◆ **Given material**:
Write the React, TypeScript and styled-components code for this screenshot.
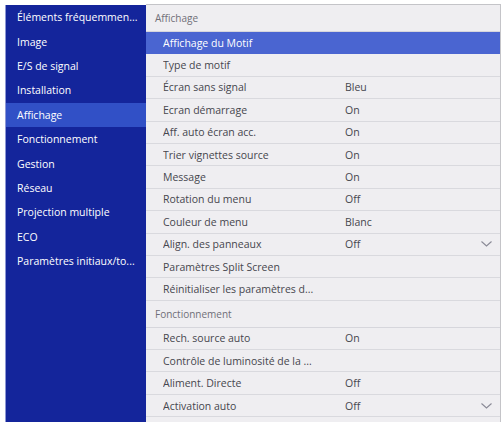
import React from "react";
import styled, { createGlobalStyle } from "styled-components";

const Global = createGlobalStyle`
  html, body { margin: 0; padding: 0; background: #ffffff; }
  body { font-family: "Open Sans", "Noto Sans", sans-serif; }
`;

const Screen = styled.div`
  display: flex;
  height: 418px;
  padding: 4px 3px 0 5px;
  overflow: hidden;
`;

const Sidebar = styled.nav`
  width: 140px;
  flex: 0 0 140px;
  margin-top: 1px;
  background: #14259b;
  border-left: 1px solid #8d97d4;
  display: flex;
  flex-direction: column;
`;

const SideItem = styled.div<{ $active?: boolean }>`
  height: 24.4px;
  display: flex;
  align-items: center;
  padding-left: 11px;
  font-size: 10.5px;
  color: #ffffff;
  background: ${(p) => (p.$active ? "#3150c6" : "transparent")};
  white-space: nowrap;
  overflow: hidden;
`;

const Panel = styled.section`
  flex: 1;
  background: #efeef1;
  border-top: 1px solid #c4c4c8;
  border-right: 1px solid #c4c4c8;
  display: flex;
  flex-direction: column;
  overflow: hidden;
`;

const SectionHeader = styled.div`
  height: 27px;
  flex: 0 0 auto;
  display: flex;
  align-items: center;
  padding-left: 9px;
  font-size: 10px;
  color: #6f6f78;
  border-bottom: 1px solid #d6d6dc;
  box-sizing: border-box;
`;

const Row = styled.div<{ $selected?: boolean }>`
  height: 22.4px;
  flex: 0 0 auto;
  box-sizing: border-box;
  display: grid;
  grid-template-columns: 182px 1fr 28px;
  align-items: center;
  padding-left: 17px;
  font-size: 10.5px;
  color: ${(p) => (p.$selected ? "#ffffff" : "#46464e")};
  background: ${(p) => (p.$selected ? "#4a65d1" : "transparent")};
  border-bottom: 1px solid ${(p) => (p.$selected ? "#4a65d1" : "#d9d9de")};
  white-space: nowrap;
`;

const Label = styled.span`
  overflow: hidden;
`;

const Value = styled.span``;

const Chevron = styled.svg`
  width: 11px;
  height: 6px;
  justify-self: center;
`;

const sideItems = [
  "Éléments fréquemmen...",
  "Image",
  "E/S de signal",
  "Installation",
  "Affichage",
  "Fonctionnement",
  "Gestion",
  "Réseau",
  "Projection multiple",
  "ECO",
  "Paramètres initiaux/to...",
];

type Item = { label: string; value?: string; chevron?: boolean; selected?: boolean };

const affichage: Item[] = [
  { label: "Affichage du Motif", selected: true },
  { label: "Type de motif" },
  { label: "Écran sans signal", value: "Bleu" },
  { label: "Ecran démarrage", value: "On" },
  { label: "Aff. auto écran acc.", value: "On" },
  { label: "Trier vignettes source", value: "On" },
  { label: "Message", value: "On" },
  { label: "Rotation du menu", value: "Off" },
  { label: "Couleur de menu", value: "Blanc" },
  { label: "Align. des panneaux", value: "Off", chevron: true },
  { label: "Paramètres Split Screen" },
  { label: "Réinitialiser les paramètres d..." },
];

const fonctionnement: Item[] = [
  { label: "Rech. source auto", value: "On" },
  { label: "Contrôle de luminosité de la ..." },
  { label: "Aliment. Directe", value: "Off" },
  { label: "Activation auto", value: "Off", chevron: true },
  { label: "Mode veille", value: "On", chevron: true },
];

const ChevronIcon = () => (
  <Chevron viewBox="0 0 11 6">
    <polyline points="0.5,0.5 5.5,5 10.5,0.5" fill="none" stroke="#8a8a96" strokeWidth="1.1" />
  </Chevron>
);

const renderRows = (items: Item[]) =>
  items.map((it) => (
    <Row key={it.label} $selected={it.selected}>
      <Label>{it.label}</Label>
      <Value>{it.value ?? ""}</Value>
      {it.chevron ? <ChevronIcon /> : <span />}
    </Row>
  ));

export default function App() {
  return (
    <>
      <Global />
      <Screen>
        <Sidebar>
          {sideItems.map((s) => (
            <SideItem key={s} $active={s === "Affichage"}>
              {s}
            </SideItem>
          ))}
        </Sidebar>
        <Panel>
          <SectionHeader>Affichage</SectionHeader>
          {renderRows(affichage)}
          <SectionHeader>Fonctionnement</SectionHeader>
          {renderRows(fonctionnement)}
        </Panel>
      </Screen>
    </>
  );
}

◆ **Required work**:
Return the listing above in full and without alteration, excluding its pictures.

◆ **Result for this exercise**:
Write the React, TypeScript and styled-components code for this screenshot.
import React from "react";
import styled, { createGlobalStyle } from "styled-components";

const Global = createGlobalStyle`
  html, body { margin: 0; padding: 0; background: #ffffff; }
  body { font-family: "Open Sans", "Noto Sans", sans-serif; }
`;

const Screen = styled.div`
  display: flex;
  height: 418px;
  padding: 4px 3px 0 5px;
  overflow: hidden;
`;

const Sidebar = styled.nav`
  width: 140px;
  flex: 0 0 140px;
  margin-top: 1px;
  background: #14259b;
  border-left: 1px solid #8d97d4;
  display: flex;
  flex-direction: column;
`;

const SideItem = styled.div<{ $active?: boolean }>`
  height: 24.4px;
  display: flex;
  align-items: center;
  padding-left: 11px;
  font-size: 10.5px;
  color: #ffffff;
  background: ${(p) => (p.$active ? "#3150c6" : "transparent")};
  white-space: nowrap;
  overflow: hidden;
`;

const Panel = styled.section`
  flex: 1;
  background: #efeef1;
  border-top: 1px solid #c4c4c8;
  border-right: 1px solid #c4c4c8;
  display: flex;
  flex-direction: column;
  overflow: hidden;
`;

const SectionHeader = styled.div`
  height: 27px;
  flex: 0 0 auto;
  display: flex;
  align-items: center;
  padding-left: 9px;
  font-size: 10px;
  color: #6f6f78;
  border-bottom: 1px solid #d6d6dc;
  box-sizing: border-box;
`;

const Row = styled.div<{ $selected?: boolean }>`
  height: 22.4px;
  flex: 0 0 auto;
  box-sizing: border-box;
  display: grid;
  grid-template-columns: 182px 1fr 28px;
  align-items: center;
  padding-left: 17px;
  font-size: 10.5px;
  color: ${(p) => (p.$selected ? "#ffffff" : "#46464e")};
  background: ${(p) => (p.$selected ? "#4a65d1" : "transparent")};
  border-bottom: 1px solid ${(p) => (p.$selected ? "#4a65d1" : "#d9d9de")};
  white-space: nowrap;
`;

const Label = styled.span`
  overflow: hidden;
`;

const Value = styled.span``;

const Chevron = styled.svg`
  width: 11px;
  height: 6px;
  justify-self: center;
`;

const sideItems = [
  "Éléments fréquemmen...",
  "Image",
  "E/S de signal",
  "Installation",
  "Affichage",
  "Fonctionnement",
  "Gestion",
  "Réseau",
  "Projection multiple",
  "ECO",
  "Paramètres initiaux/to...",
];

type Item = { label: string; value?: string; chevron?: boolean; selected?: boolean };

const affichage: Item[] = [
  { label: "Affichage du Motif", selected: true },
  { label: "Type de motif" },
  { label: "Écran sans signal", value: "Bleu" },
  { label: "Ecran démarrage", value: "On" },
  { label: "Aff. auto écran acc.", value: "On" },
  { label: "Trier vignettes source", value: "On" },
  { label: "Message", value: "On" },
  { label: "Rotation du menu", value: "Off" },
  { label: "Couleur de menu", value: "Blanc" },
  { label: "Align. des panneaux", value: "Off", chevron: true },
  { label: "Paramètres Split Screen" },
  { label: "Réinitialiser les paramètres d..." },
];

const fonctionnement: Item[] = [
  { label: "Rech. source auto", value: "On" },
  { label: "Contrôle de luminosité de la ..." },
  { label: "Aliment. Directe", value: "Off" },
  { label: "Activation auto", value: "Off", chevron: true },
  { label: "Mode veille", value: "On", chevron: true },
];

const ChevronIcon = () => (
  <Chevron viewBox="0 0 11 6">
    <polyline points="0.5,0.5 5.5,5 10.5,0.5" fill="none" stroke="#8a8a96" strokeWidth="1.1" />
  </Chevron>
);

const renderRows = (items: Item[]) =>
  items.map((it) => (
    <Row key={it.label} $selected={it.selected}>
      <Label>{it.label}</Label>
      <Value>{it.value ?? ""}</Value>
      {it.chevron ? <ChevronIcon /> : <span />}
    </Row>
  ));

export default function App() {
  return (
    <>
      <Global />
      <Screen>
        <Sidebar>
          {sideItems.map((s) => (
            <SideItem key={s} $active={s === "Affichage"}>
              {s}
            </SideItem>
          ))}
        </Sidebar>
        <Panel>
          <SectionHeader>Affichage</SectionHeader>
          {renderRows(affichage)}
          <SectionHeader>Fonctionnement</SectionHeader>
          {renderRows(fonctionnement)}
        </Panel>
      </Screen>
    </>
  );
}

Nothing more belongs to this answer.